Designers could be Greener when it comes to specifying paper, says Dominic Murphy. More recycling and sustainable thinking – as well as using sustainable sources – are the best options for creatives who really want to save the planet
Go on, be honest. As a designer, how often do you use environmentally friendly paper? Probably not very often, according to Dorothy MacKenzie, chairwoman of Dragon Brands, the branding and design consultancy, who also chairs the Green Alliance think-thank. ‘Environmental criteria are not yet “top of mind” for many designers, unless this is specified very clearly in briefs from clients – and this happens rarely. So designers often fall back on papers they are very familiar with, as they are first of all thinking about how to achieve a particular type of end result.’
Don’t blame the suppliers. There is a real feeling, says MacKenzie, that many are getting their acts together and it is routine to find sustainably sourced papers carrying the logo of the Forest Stewardship Council. In October last year, for example, Arjowiggins announced that its ubiquitous Conqueror range was now FSC-compliant, and has promised that its fine papers will be similarly accredited by June this year. ‘The idea is to move to carbon neutral,’ says Arjowiggins marketing director David Cook, who says that this is more than a PR exercise, and that huge cultural changes are being made across the company. ‘I’m as cynical as the next person,’ he says. ‘You could be driving a Ferrari and offsetting it and saying you’re carbon neutral, but that is a weak argument.’
While such moves are to be applauded, there are those in the industry who think there is too much emphasis on sustainably sourced pulp. ‘One issue with FSC compliance,’ says Sophie Thomas, co-director of consultancy Thomas Matthews, ‘is that, even though the sources are accredited, the pulp could be from a forest in Brazil, so there is [still] a large carbon footprint. The argument should be [about] the choice between FSC-compliant and recycled paper.’

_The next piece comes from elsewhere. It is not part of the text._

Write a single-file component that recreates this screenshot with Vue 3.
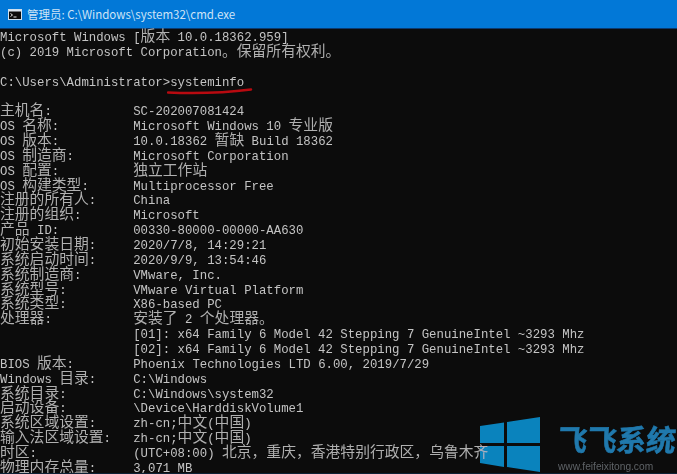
<script setup>
const rawLines = [
  'Microsoft Windows [版本 10.0.18362.959]',
  '(c) 2019 Microsoft Corporation。保留所有权利。',
  '',
  'C:\\Users\\Administrator>systeminfo',
  '',
  '主机名:           SC-202007081424',
  'OS 名称:          Microsoft Windows 10 专业版',
  'OS 版本:          10.0.18362 暂缺 Build 18362',
  'OS 制造商:        Microsoft Corporation',
  'OS 配置:          独立工作站',
  'OS 构建类型:      Multiprocessor Free',
  '注册的所有人:     China',
  '注册的组织:       Microsoft',
  '产品 ID:          00330-80000-00000-AA630',
  '初始安装日期:     2020/7/8, 14:29:21',
  '系统启动时间:     2020/9/9, 13:54:46',
  '系统制造商:       VMware, Inc.',
  '系统型号:         VMware Virtual Platform',
  '系统类型:         X86-based PC',
  '处理器:           安装了 2 个处理器。',
  '                  [01]: x64 Family 6 Model 42 Stepping 7 GenuineIntel ~3293 Mhz',
  '                  [02]: x64 Family 6 Model 42 Stepping 7 GenuineIntel ~3293 Mhz',
  'BIOS 版本:        Phoenix Technologies LTD 6.00, 2019/7/29',
  'Windows 目录:     C:\\Windows',
  '系统目录:         C:\\Windows\\system32',
  '启动设备:         \\Device\\HarddiskVolume1',
  '系统区域设置:     zh-cn;中文(中国)',
  '输入法区域设置:   zh-cn;中文(中国)',
  '时区:             (UTC+08:00) 北京，重庆，香港特别行政区，乌鲁木齐',
  '物理内存总量:     3,071 MB',
]
const lines = rawLines.map((text) =>
  text.split(/([\u3000-\u9fff\uff00-\uffef]+)/).filter(Boolean).map((t) => ({
    t,
    cjk: /[\u3000-\u9fff\uff00-\uffef]/.test(t),
  }))
)
</script>

<template>
  <div class="window">
    <header class="titlebar">
      <svg class="appicon" width="14" height="11" viewBox="0 0 14 11">
        <rect x="0.5" y="0.5" width="13" height="10" fill="#0c0c0c" stroke="#cfe0ee" />
        <rect x="1" y="1" width="12" height="1.5" fill="#dfe8f0" />
        <path d="M2.5 4.5l2 1.5-2 1.5M5.5 8h3" fill="none" stroke="#e8e8e8" stroke-width="1" />
      </svg>
      <span class="title">管理员: C:\Windows\system32\cmd.exe</span>
    </header>
    <main class="console">
      <div v-for="(segs, i) in lines" :key="i" class="line">
        <span v-for="(s, j) in segs" :key="j" :class="{ cjk: s.cjk }">{{ s.t }}</span>
      </div>
      <svg class="underline" width="86" height="8" viewBox="0 0 86 8">
        <path d="M1 5.5C25 6.5 60 5.5 84 2.5" fill="none" stroke="#b80a10" stroke-width="2.5" stroke-linecap="round" />
      </svg>
      <div class="watermark">
        <svg class="winlogo" width="61" height="56" viewBox="0 0 61 56">
          <path d="M0 9L24 5.5V26H0zM27 5L60 0V26H27zM0 29H24V50L0 46zM27 29H60V55L27 50z" fill="#0a83bd" />
        </svg>
        <div class="brand">
          <div class="brandname">飞飞系统</div>
          <div class="brandurl">www.feifeixitong.com</div>
        </div>
      </div>
    </main>
  </div>
</template>

<style>
html, body { margin: 0; background: #0c0c0c; }
</style>

<style scoped>
.window {
  width: 677px;
  height: 474px;
  box-sizing: border-box;
  overflow: hidden;
  display: flex;
  flex-direction: column;
  background: #0c0c0c;
  border-bottom: 1px solid #0c2236;
}
.titlebar {
  flex: 0 0 29px;
  box-sizing: border-box;
  display: flex;
  align-items: center;
  gap: 5px;
  padding-left: 8px;
  background: #0278d7;
  border-bottom: 1px solid #0b3a70;
}
.title {
  font: 11.5px "Noto Sans CJK SC", sans-serif;
  color: #cfe4f6;
}
.console {
  position: relative;
  flex: 1;
  padding-top: 2px;
  color: #c4c4c4;
  font: 12.33px/14.87px "Liberation Mono", "Noto Sans CJK SC", monospace;
  white-space: pre;
  filter: blur(0.3px);
}
.line { height: 14.87px; }
.cjk {
  font-family: "Noto Sans CJK SC", sans-serif;
  font-size: 14.8px;
  line-height: 0;
  color: #b0b0b0;
}
.underline { position: absolute; left: 167px; top: 58px; }
.watermark {
  position: absolute;
  left: 480px;
  top: 388px;
  display: flex;
  gap: 17px;
  font-family: "Liberation Sans", "Noto Sans CJK SC", sans-serif;
}
.winlogo { mix-blend-mode: lighten; }
.brandname {
  color: #2079ad;
  font: 700 29.5px/32px "Noto Sans CJK SC", sans-serif;
  -webkit-text-stroke: 0.6px #2079ad;
  transform: skewX(-6deg);
  margin-top: 5px;
}
.brandurl { color: #5f6367; font-size: 10.2px; line-height: 11px; margin-top: 7px; }
</style>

It is issues such as this that Thomas wants to highlight through Three Trees Don’t Make a Forest (www.threetreesdontmakeaforest.org), a not-for-profit enterprise she has set up with two like-minded creatives, Caroline Clark and Nat Hunter. Designers, says Thomas, could concentrate on using recycled stock, which would not only mean fewer trees being chopped down, but less paper ending up in landfill (according to Wrap, the Government-backed Waste and Resources Action Programme, nearly 40 per cent of paper used in the UK still ends up in the waste stream). ‘I don’t believe in using virgin paper at all,’ says Thomas; ‘I think that is ridiculous. It seems crazy that we take this finite resource and turn it into something that we generally don’t recycle.’
However, to be genuinely Green in paper usage requires more than an understanding of ‘recycled versus sustainably sourced’. There are some simple first steps, says Anne Chick, reader in sustainable design at Kingston University, such as asking whether you need to use it in the first place, as opposed to, say, electronic communication. Other easy approaches might include asking yourself it is necessary to bleed pictures or tints off the edge of the page, thus leaving hard-to-recycle scraps after trimming. And if you are designing a brochure or publication, try to specify standard sizes of paper for which printing presses are configured, so you reduce the amount of waste.
As well as paper itself, there are also the eco issues of inks, sealants and bleaching processes. It helps, too, if you have the telephone numbers of a few sympathetic printers. And let’s not forget that one person’s ‘recycled’ paper is not necessarily another’s. According to Friends of the Earth, only ‘post-consumer waste’ that has been used by the consumer can rightly be described as recycled. Mill waste, on the other hand, which occurs during the paper-making process and then is reused, should not be included in this definition, although it often happens in practice.
No one claims that getting to grips with the subject is straightforward, but, says Chick, the current situation could be improved if art schools were to raise their game. For many graphics courses, sustainability is ‘not a priority part of the curriculum’.
Perhaps, then, this goes some way to explain what Thomas, among others, calls myths about environmentally friendly paper – chief among them that they are cruder than the virgin equivalent. A decade ago, this might have been the case when the former had a rough-and-ready quality and was the butt of jokes involving sandals and muesli. Today, says Thomas, this is just not true. ‘You can go hairy jumper if you like, or you can go super white.’
Another myth, she says, is the idea that more energy is used in recycling paper than in making it from virgin pulp. According to a major Danish study comparing 100 per cent recycled to virgin stock, the manufacture of 1 tonne of the former can save 1.32 tonnes of carbon dioxide. As Thomas might put it, designers should talk less rubbish – and use more of it.